Written task: Below is a listing; write it out exactly and drop any images from it.

************

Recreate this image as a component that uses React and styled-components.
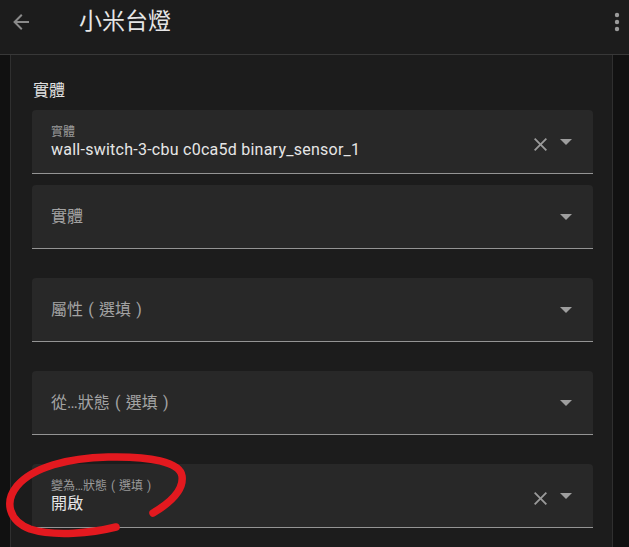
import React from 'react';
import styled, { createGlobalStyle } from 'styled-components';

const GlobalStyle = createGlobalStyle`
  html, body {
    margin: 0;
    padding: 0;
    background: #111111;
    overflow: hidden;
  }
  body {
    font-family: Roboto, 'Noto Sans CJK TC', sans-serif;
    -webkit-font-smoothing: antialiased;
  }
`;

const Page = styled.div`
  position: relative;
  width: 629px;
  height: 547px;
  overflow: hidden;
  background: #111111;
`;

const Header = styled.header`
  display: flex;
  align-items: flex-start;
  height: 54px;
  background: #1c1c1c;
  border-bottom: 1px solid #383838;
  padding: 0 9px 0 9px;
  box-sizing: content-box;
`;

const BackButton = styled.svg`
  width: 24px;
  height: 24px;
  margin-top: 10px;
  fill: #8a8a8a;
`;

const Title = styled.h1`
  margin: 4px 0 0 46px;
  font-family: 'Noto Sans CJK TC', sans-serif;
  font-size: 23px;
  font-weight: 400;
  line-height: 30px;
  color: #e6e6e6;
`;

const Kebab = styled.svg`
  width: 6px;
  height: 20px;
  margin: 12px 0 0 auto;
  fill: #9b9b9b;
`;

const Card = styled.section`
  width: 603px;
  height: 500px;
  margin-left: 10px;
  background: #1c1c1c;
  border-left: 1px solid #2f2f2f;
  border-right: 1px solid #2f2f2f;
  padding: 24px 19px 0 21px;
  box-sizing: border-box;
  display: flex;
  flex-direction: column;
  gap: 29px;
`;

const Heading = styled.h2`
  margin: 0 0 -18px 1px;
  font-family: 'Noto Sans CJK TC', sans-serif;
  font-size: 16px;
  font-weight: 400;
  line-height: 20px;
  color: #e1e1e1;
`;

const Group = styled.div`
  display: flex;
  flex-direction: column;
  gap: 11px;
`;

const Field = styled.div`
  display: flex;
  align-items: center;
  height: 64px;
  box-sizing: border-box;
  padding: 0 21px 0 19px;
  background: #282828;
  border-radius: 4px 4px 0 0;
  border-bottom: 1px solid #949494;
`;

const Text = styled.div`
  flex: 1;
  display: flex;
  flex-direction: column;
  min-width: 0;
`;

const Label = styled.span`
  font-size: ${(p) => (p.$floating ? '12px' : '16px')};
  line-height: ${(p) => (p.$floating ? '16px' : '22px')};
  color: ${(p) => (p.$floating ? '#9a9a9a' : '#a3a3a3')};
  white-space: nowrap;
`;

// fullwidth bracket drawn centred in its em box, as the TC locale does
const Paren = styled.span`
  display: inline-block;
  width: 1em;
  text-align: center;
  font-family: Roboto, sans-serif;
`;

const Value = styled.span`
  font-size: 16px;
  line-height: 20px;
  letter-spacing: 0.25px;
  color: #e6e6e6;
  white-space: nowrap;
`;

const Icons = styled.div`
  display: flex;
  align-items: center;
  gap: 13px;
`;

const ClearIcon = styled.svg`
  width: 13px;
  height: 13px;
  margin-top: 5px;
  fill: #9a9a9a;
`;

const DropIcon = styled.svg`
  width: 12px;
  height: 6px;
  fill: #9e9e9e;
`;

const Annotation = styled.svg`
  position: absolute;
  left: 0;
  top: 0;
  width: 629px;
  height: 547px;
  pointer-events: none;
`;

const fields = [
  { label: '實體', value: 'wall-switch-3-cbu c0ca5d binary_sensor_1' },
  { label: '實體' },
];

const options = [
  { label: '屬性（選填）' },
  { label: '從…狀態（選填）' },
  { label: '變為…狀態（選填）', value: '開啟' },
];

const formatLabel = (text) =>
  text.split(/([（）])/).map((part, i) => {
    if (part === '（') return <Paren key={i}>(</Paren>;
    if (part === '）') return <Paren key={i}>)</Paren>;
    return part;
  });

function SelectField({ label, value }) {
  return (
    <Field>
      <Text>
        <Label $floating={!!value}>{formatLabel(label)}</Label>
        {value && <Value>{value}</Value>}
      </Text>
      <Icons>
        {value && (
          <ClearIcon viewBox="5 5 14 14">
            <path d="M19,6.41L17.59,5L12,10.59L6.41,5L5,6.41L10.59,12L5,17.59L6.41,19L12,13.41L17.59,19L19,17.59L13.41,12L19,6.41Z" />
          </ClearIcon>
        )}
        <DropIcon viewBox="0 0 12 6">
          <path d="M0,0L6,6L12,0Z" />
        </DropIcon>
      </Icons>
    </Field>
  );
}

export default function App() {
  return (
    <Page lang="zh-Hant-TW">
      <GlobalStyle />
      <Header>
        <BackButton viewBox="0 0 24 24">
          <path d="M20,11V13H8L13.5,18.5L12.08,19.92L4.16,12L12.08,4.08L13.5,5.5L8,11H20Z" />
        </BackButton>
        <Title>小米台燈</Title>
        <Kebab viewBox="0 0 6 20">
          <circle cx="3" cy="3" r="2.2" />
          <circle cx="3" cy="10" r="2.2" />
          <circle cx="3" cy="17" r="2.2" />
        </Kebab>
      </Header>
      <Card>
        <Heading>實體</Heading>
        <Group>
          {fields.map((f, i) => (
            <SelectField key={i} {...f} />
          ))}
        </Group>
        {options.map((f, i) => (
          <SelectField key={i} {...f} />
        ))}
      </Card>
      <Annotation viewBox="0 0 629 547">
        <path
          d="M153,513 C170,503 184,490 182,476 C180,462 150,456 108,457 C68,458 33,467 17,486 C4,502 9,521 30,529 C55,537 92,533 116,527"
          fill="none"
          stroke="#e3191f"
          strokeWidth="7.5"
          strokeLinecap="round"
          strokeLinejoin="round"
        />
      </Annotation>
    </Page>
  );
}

************

Full response:
Recreate this image as a component that uses React and styled-components.
import React from 'react';
import styled, { createGlobalStyle } from 'styled-components';

const GlobalStyle = createGlobalStyle`
  html, body {
    margin: 0;
    padding: 0;
    background: #111111;
    overflow: hidden;
  }
  body {
    font-family: Roboto, 'Noto Sans CJK TC', sans-serif;
    -webkit-font-smoothing: antialiased;
  }
`;

const Page = styled.div`
  position: relative;
  width: 629px;
  height: 547px;
  overflow: hidden;
  background: #111111;
`;

const Header = styled.header`
  display: flex;
  align-items: flex-start;
  height: 54px;
  background: #1c1c1c;
  border-bottom: 1px solid #383838;
  padding: 0 9px 0 9px;
  box-sizing: content-box;
`;

const BackButton = styled.svg`
  width: 24px;
  height: 24px;
  margin-top: 10px;
  fill: #8a8a8a;
`;

const Title = styled.h1`
  margin: 4px 0 0 46px;
  font-family: 'Noto Sans CJK TC', sans-serif;
  font-size: 23px;
  font-weight: 400;
  line-height: 30px;
  color: #e6e6e6;
`;

const Kebab = styled.svg`
  width: 6px;
  height: 20px;
  margin: 12px 0 0 auto;
  fill: #9b9b9b;
`;

const Card = styled.section`
  width: 603px;
  height: 500px;
  margin-left: 10px;
  background: #1c1c1c;
  border-left: 1px solid #2f2f2f;
  border-right: 1px solid #2f2f2f;
  padding: 24px 19px 0 21px;
  box-sizing: border-box;
  display: flex;
  flex-direction: column;
  gap: 29px;
`;

const Heading = styled.h2`
  margin: 0 0 -18px 1px;
  font-family: 'Noto Sans CJK TC', sans-serif;
  font-size: 16px;
  font-weight: 400;
  line-height: 20px;
  color: #e1e1e1;
`;

const Group = styled.div`
  display: flex;
  flex-direction: column;
  gap: 11px;
`;

const Field = styled.div`
  display: flex;
  align-items: center;
  height: 64px;
  box-sizing: border-box;
  padding: 0 21px 0 19px;
  background: #282828;
  border-radius: 4px 4px 0 0;
  border-bottom: 1px solid #949494;
`;

const Text = styled.div`
  flex: 1;
  display: flex;
  flex-direction: column;
  min-width: 0;
`;

const Label = styled.span`
  font-size: ${(p) => (p.$floating ? '12px' : '16px')};
  line-height: ${(p) => (p.$floating ? '16px' : '22px')};
  color: ${(p) => (p.$floating ? '#9a9a9a' : '#a3a3a3')};
  white-space: nowrap;
`;

// fullwidth bracket drawn centred in its em box, as the TC locale does
const Paren = styled.span`
  display: inline-block;
  width: 1em;
  text-align: center;
  font-family: Roboto, sans-serif;
`;

const Value = styled.span`
  font-size: 16px;
  line-height: 20px;
  letter-spacing: 0.25px;
  color: #e6e6e6;
  white-space: nowrap;
`;

const Icons = styled.div`
  display: flex;
  align-items: center;
  gap: 13px;
`;

const ClearIcon = styled.svg`
  width: 13px;
  height: 13px;
  margin-top: 5px;
  fill: #9a9a9a;
`;

const DropIcon = styled.svg`
  width: 12px;
  height: 6px;
  fill: #9e9e9e;
`;

const Annotation = styled.svg`
  position: absolute;
  left: 0;
  top: 0;
  width: 629px;
  height: 547px;
  pointer-events: none;
`;

const fields = [
  { label: '實體', value: 'wall-switch-3-cbu c0ca5d binary_sensor_1' },
  { label: '實體' },
];

const options = [
  { label: '屬性（選填）' },
  { label: '從…狀態（選填）' },
  { label: '變為…狀態（選填）', value: '開啟' },
];

const formatLabel = (text) =>
  text.split(/([（）])/).map((part, i) => {
    if (part === '（') return <Paren key={i}>(</Paren>;
    if (part === '）') return <Paren key={i}>)</Paren>;
    return part;
  });

function SelectField({ label, value }) {
  return (
    <Field>
      <Text>
        <Label $floating={!!value}>{formatLabel(label)}</Label>
        {value && <Value>{value}</Value>}
      </Text>
      <Icons>
        {value && (
          <ClearIcon viewBox="5 5 14 14">
            <path d="M19,6.41L17.59,5L12,10.59L6.41,5L5,6.41L10.59,12L5,17.59L6.41,19L12,13.41L17.59,19L19,17.59L13.41,12L19,6.41Z" />
          </ClearIcon>
        )}
        <DropIcon viewBox="0 0 12 6">
          <path d="M0,0L6,6L12,0Z" />
        </DropIcon>
      </Icons>
    </Field>
  );
}

export default function App() {
  return (
    <Page lang="zh-Hant-TW">
      <GlobalStyle />
      <Header>
        <BackButton viewBox="0 0 24 24">
          <path d="M20,11V13H8L13.5,18.5L12.08,19.92L4.16,12L12.08,4.08L13.5,5.5L8,11H20Z" />
        </BackButton>
        <Title>小米台燈</Title>
        <Kebab viewBox="0 0 6 20">
          <circle cx="3" cy="3" r="2.2" />
          <circle cx="3" cy="10" r="2.2" />
          <circle cx="3" cy="17" r="2.2" />
        </Kebab>
      </Header>
      <Card>
        <Heading>實體</Heading>
        <Group>
          {fields.map((f, i) => (
            <SelectField key={i} {...f} />
          ))}
        </Group>
        {options.map((f, i) => (
          <SelectField key={i} {...f} />
        ))}
      </Card>
      <Annotation viewBox="0 0 629 547">
        <path
          d="M153,513 C170,503 184,490 182,476 C180,462 150,456 108,457 C68,458 33,467 17,486 C4,502 9,521 30,529 C55,537 92,533 116,527"
          fill="none"
          stroke="#e3191f"
          strokeWidth="7.5"
          strokeLinecap="round"
          strokeLinejoin="round"
        />
      </Annotation>
    </Page>
  );
}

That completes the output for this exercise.